Without the pictures, set down every line of the data exactly.

Source material:
— Begin —

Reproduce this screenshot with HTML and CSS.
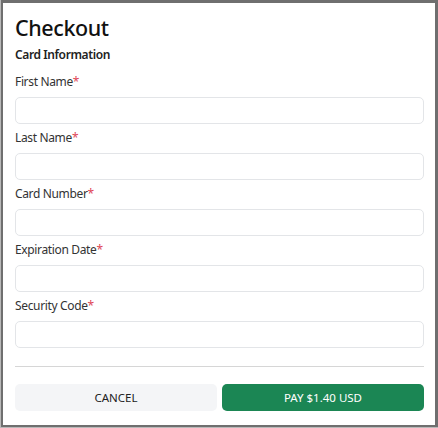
FILE: index.html
```html
<!DOCTYPE html>
<html lang="en">
<head>
<meta charset="utf-8">
<title>Checkout</title>
<link rel="stylesheet" href="styles.css">
</head>
<body>
<div class="frame">
  <div class="modal">
    <h1 class="title">Checkout</h1>
    <h2 class="subtitle">Card Information</h2>
    <form class="form">
      <div class="field">
        <label class="label">First Name<span class="req">*</span></label>
        <input class="input" type="text">
      </div>
      <div class="field">
        <label class="label">Last Name<span class="req">*</span></label>
        <input class="input" type="text">
      </div>
      <div class="field">
        <label class="label">Card Number<span class="req">*</span></label>
        <input class="input" type="text">
      </div>
      <div class="field">
        <label class="label">Expiration Date<span class="req">*</span></label>
        <input class="input" type="text">
      </div>
      <div class="field">
        <label class="label">Security Code<span class="req">*</span></label>
        <input class="input" type="text">
      </div>
    </form>
    <hr class="divider">
    <div class="actions">
      <button class="btn btn-cancel" type="button">CANCEL</button>
      <button class="btn btn-pay" type="button">PAY $1.40 USD</button>
    </div>
  </div>
</div>
</body>
</html>
```

FILE: styles.css
```css
html, body {
  margin: 0;
  padding: 0;
  background: #b9b9b9;
}
body {
  width: 438px;
  height: 428px;
  font-family: "Noto Sans", "Open Sans", sans-serif;
  color: #212529;
}
.frame {
  box-sizing: border-box;
  width: 437px;
  height: 427px;
  margin: 0 0 0 1px;
  border: 2px solid #6f6f6f;
  border-top-width: 3px;
  border-right-width: 3px;
  background: #ffffff;
}
.modal {
  padding: 0 11px 0 12px;
}
.title {
  margin: 0;
  padding-top: 10px;
  font-size: 21.5px;
  line-height: 30px;
  font-weight: 500;
  color: #111;
  letter-spacing: -0.4px;
}
.subtitle {
  margin: 4px 0 0;
  font-size: 12px;
  line-height: 16px;
  font-weight: 600;
  color: #222;
  letter-spacing: -0.4px;
}
.form {
  display: flex;
  flex-direction: column;
  gap: 6px;
  margin-top: 11px;
}
.field {
  display: flex;
  flex-direction: column;
  gap: 7px;
}
.label {
  font-size: 12px;
  line-height: 16px;
  color: #333;
  letter-spacing: -0.35px;
}
.req {
  color: #e04656;
}
.input {
  box-sizing: border-box;
  height: 27px;
  width: 100%;
  margin: 0;
  border: 1px solid #e3e5e8;
  border-radius: 5px;
  background: #fff;
}
.divider {
  margin: 18px 0 0;
  border: 0;
  border-top: 1px solid #d6d6d6;
}
.actions {
  display: grid;
  grid-template-columns: 1fr 1fr;
  gap: 5px;
  margin-top: 17px;
}
.btn {
  height: 27px;
  border: 0;
  border-radius: 5px;
  font-family: "Noto Sans", "Open Sans", sans-serif;
  font-size: 11.5px;
  padding: 0;
}
.btn-cancel {
  background: #f4f5f7;
  color: #222;
}
.btn-pay {
  background: #1b8654;
  color: #fff;
}
```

— End —

Worked answer:
Reproduce this screenshot with HTML and CSS.
FILE: index.html
```html
<!DOCTYPE html>
<html lang="en">
<head>
<meta charset="utf-8">
<title>Checkout</title>
<link rel="stylesheet" href="styles.css">
</head>
<body>
<div class="frame">
  <div class="modal">
    <h1 class="title">Checkout</h1>
    <h2 class="subtitle">Card Information</h2>
    <form class="form">
      <div class="field">
        <label class="label">First Name<span class="req">*</span></label>
        <input class="input" type="text">
      </div>
      <div class="field">
        <label class="label">Last Name<span class="req">*</span></label>
        <input class="input" type="text">
      </div>
      <div class="field">
        <label class="label">Card Number<span class="req">*</span></label>
        <input class="input" type="text">
      </div>
      <div class="field">
        <label class="label">Expiration Date<span class="req">*</span></label>
        <input class="input" type="text">
      </div>
      <div class="field">
        <label class="label">Security Code<span class="req">*</span></label>
        <input class="input" type="text">
      </div>
    </form>
    <hr class="divider">
    <div class="actions">
      <button class="btn btn-cancel" type="button">CANCEL</button>
      <button class="btn btn-pay" type="button">PAY $1.40 USD</button>
    </div>
  </div>
</div>
</body>
</html>
```

FILE: styles.css
```css
html, body {
  margin: 0;
  padding: 0;
  background: #b9b9b9;
}
body {
  width: 438px;
  height: 428px;
  font-family: "Noto Sans", "Open Sans", sans-serif;
  color: #212529;
}
.frame {
  box-sizing: border-box;
  width: 437px;
  height: 427px;
  margin: 0 0 0 1px;
  border: 2px solid #6f6f6f;
  border-top-width: 3px;
  border-right-width: 3px;
  background: #ffffff;
}
.modal {
  padding: 0 11px 0 12px;
}
.title {
  margin: 0;
  padding-top: 10px;
  font-size: 21.5px;
  line-height: 30px;
  font-weight: 500;
  color: #111;
  letter-spacing: -0.4px;
}
.subtitle {
  margin: 4px 0 0;
  font-size: 12px;
  line-height: 16px;
  font-weight: 600;
  color: #222;
  letter-spacing: -0.4px;
}
.form {
  display: flex;
  flex-direction: column;
  gap: 6px;
  margin-top: 11px;
}
.field {
  display: flex;
  flex-direction: column;
  gap: 7px;
}
.label {
  font-size: 12px;
  line-height: 16px;
  color: #333;
  letter-spacing: -0.35px;
}
.req {
  color: #e04656;
}
.input {
  box-sizing: border-box;
  height: 27px;
  width: 100%;
  margin: 0;
  border: 1px solid #e3e5e8;
  border-radius: 5px;
  background: #fff;
}
.divider {
  margin: 18px 0 0;
  border: 0;
  border-top: 1px solid #d6d6d6;
}
.actions {
  display: grid;
  grid-template-columns: 1fr 1fr;
  gap: 5px;
  margin-top: 17px;
}
.btn {
  height: 27px;
  border: 0;
  border-radius: 5px;
  font-family: "Noto Sans", "Open Sans", sans-serif;
  font-size: 11.5px;
  padding: 0;
}
.btn-cancel {
  background: #f4f5f7;
  color: #222;
}
.btn-pay {
  background: #1b8654;
  color: #fff;
}
```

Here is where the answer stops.